| EXERCISE PROMPT |
Would you extract the whole listing below and retype it exactly?

## Start DATA BLOCK

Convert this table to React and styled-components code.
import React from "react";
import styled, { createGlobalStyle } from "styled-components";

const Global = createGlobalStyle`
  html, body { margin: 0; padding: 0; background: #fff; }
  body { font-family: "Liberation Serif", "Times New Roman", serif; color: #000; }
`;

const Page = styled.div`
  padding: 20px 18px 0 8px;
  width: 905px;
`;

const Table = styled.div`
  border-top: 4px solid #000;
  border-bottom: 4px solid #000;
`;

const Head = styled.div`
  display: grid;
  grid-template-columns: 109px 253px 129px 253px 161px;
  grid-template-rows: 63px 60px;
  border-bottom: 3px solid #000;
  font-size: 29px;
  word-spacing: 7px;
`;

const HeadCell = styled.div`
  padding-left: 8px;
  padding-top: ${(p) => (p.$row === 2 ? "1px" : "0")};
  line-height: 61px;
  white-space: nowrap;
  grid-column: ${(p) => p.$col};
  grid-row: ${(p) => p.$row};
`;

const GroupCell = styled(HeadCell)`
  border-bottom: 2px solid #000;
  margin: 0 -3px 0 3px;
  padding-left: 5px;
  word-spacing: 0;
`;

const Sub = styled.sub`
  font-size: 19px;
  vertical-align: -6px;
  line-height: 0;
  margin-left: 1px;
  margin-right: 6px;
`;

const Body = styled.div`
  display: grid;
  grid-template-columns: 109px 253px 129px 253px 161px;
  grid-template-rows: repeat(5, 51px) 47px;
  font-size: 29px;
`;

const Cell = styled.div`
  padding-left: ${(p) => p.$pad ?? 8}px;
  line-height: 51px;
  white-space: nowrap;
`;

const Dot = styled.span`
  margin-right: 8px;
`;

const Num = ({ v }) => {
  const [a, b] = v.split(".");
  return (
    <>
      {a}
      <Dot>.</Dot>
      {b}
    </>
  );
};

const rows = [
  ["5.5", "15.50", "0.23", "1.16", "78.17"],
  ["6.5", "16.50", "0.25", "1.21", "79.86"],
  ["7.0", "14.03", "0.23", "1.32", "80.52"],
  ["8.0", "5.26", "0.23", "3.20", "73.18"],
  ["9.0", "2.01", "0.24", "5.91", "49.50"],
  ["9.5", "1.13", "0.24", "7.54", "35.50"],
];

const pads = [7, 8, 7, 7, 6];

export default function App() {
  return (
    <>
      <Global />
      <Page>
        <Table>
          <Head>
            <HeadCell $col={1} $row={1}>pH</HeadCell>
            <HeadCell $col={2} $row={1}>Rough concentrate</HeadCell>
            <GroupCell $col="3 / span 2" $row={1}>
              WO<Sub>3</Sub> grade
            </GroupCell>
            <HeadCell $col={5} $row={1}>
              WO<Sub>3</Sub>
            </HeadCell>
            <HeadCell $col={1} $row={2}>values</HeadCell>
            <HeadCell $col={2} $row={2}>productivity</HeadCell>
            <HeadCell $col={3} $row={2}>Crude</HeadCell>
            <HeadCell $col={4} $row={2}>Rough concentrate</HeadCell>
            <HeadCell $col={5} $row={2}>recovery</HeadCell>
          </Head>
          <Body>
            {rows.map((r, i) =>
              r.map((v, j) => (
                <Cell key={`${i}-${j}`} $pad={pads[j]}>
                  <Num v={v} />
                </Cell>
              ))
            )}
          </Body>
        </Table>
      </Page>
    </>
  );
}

## End DATA BLOCK

| SOLVED PROBLEM |
Convert this table to React and styled-components code.
import React from "react";
import styled, { createGlobalStyle } from "styled-components";

const Global = createGlobalStyle`
  html, body { margin: 0; padding: 0; background: #fff; }
  body { font-family: "Liberation Serif", "Times New Roman", serif; color: #000; }
`;

const Page = styled.div`
  padding: 20px 18px 0 8px;
  width: 905px;
`;

const Table = styled.div`
  border-top: 4px solid #000;
  border-bottom: 4px solid #000;
`;

const Head = styled.div`
  display: grid;
  grid-template-columns: 109px 253px 129px 253px 161px;
  grid-template-rows: 63px 60px;
  border-bottom: 3px solid #000;
  font-size: 29px;
  word-spacing: 7px;
`;

const HeadCell = styled.div`
  padding-left: 8px;
  padding-top: ${(p) => (p.$row === 2 ? "1px" : "0")};
  line-height: 61px;
  white-space: nowrap;
  grid-column: ${(p) => p.$col};
  grid-row: ${(p) => p.$row};
`;

const GroupCell = styled(HeadCell)`
  border-bottom: 2px solid #000;
  margin: 0 -3px 0 3px;
  padding-left: 5px;
  word-spacing: 0;
`;

const Sub = styled.sub`
  font-size: 19px;
  vertical-align: -6px;
  line-height: 0;
  margin-left: 1px;
  margin-right: 6px;
`;

const Body = styled.div`
  display: grid;
  grid-template-columns: 109px 253px 129px 253px 161px;
  grid-template-rows: repeat(5, 51px) 47px;
  font-size: 29px;
`;

const Cell = styled.div`
  padding-left: ${(p) => p.$pad ?? 8}px;
  line-height: 51px;
  white-space: nowrap;
`;

const Dot = styled.span`
  margin-right: 8px;
`;

const Num = ({ v }) => {
  const [a, b] = v.split(".");
  return (
    <>
      {a}
      <Dot>.</Dot>
      {b}
    </>
  );
};

const rows = [
  ["5.5", "15.50", "0.23", "1.16", "78.17"],
  ["6.5", "16.50", "0.25", "1.21", "79.86"],
  ["7.0", "14.03", "0.23", "1.32", "80.52"],
  ["8.0", "5.26", "0.23", "3.20", "73.18"],
  ["9.0", "2.01", "0.24", "5.91", "49.50"],
  ["9.5", "1.13", "0.24", "7.54", "35.50"],
];

const pads = [7, 8, 7, 7, 6];

export default function App() {
  return (
    <>
      <Global />
      <Page>
        <Table>
          <Head>
            <HeadCell $col={1} $row={1}>pH</HeadCell>
            <HeadCell $col={2} $row={1}>Rough concentrate</HeadCell>
            <GroupCell $col="3 / span 2" $row={1}>
              WO<Sub>3</Sub> grade
            </GroupCell>
            <HeadCell $col={5} $row={1}>
              WO<Sub>3</Sub>
            </HeadCell>
            <HeadCell $col={1} $row={2}>values</HeadCell>
            <HeadCell $col={2} $row={2}>productivity</HeadCell>
            <HeadCell $col={3} $row={2}>Crude</HeadCell>
            <HeadCell $col={4} $row={2}>Rough concentrate</HeadCell>
            <HeadCell $col={5} $row={2}>recovery</HeadCell>
          </Head>
          <Body>
            {rows.map((r, i) =>
              r.map((v, j) => (
                <Cell key={`${i}-${j}`} $pad={pads[j]}>
                  <Num v={v} />
                </Cell>
              ))
            )}
          </Body>
        </Table>
      </Page>
    </>
  );
}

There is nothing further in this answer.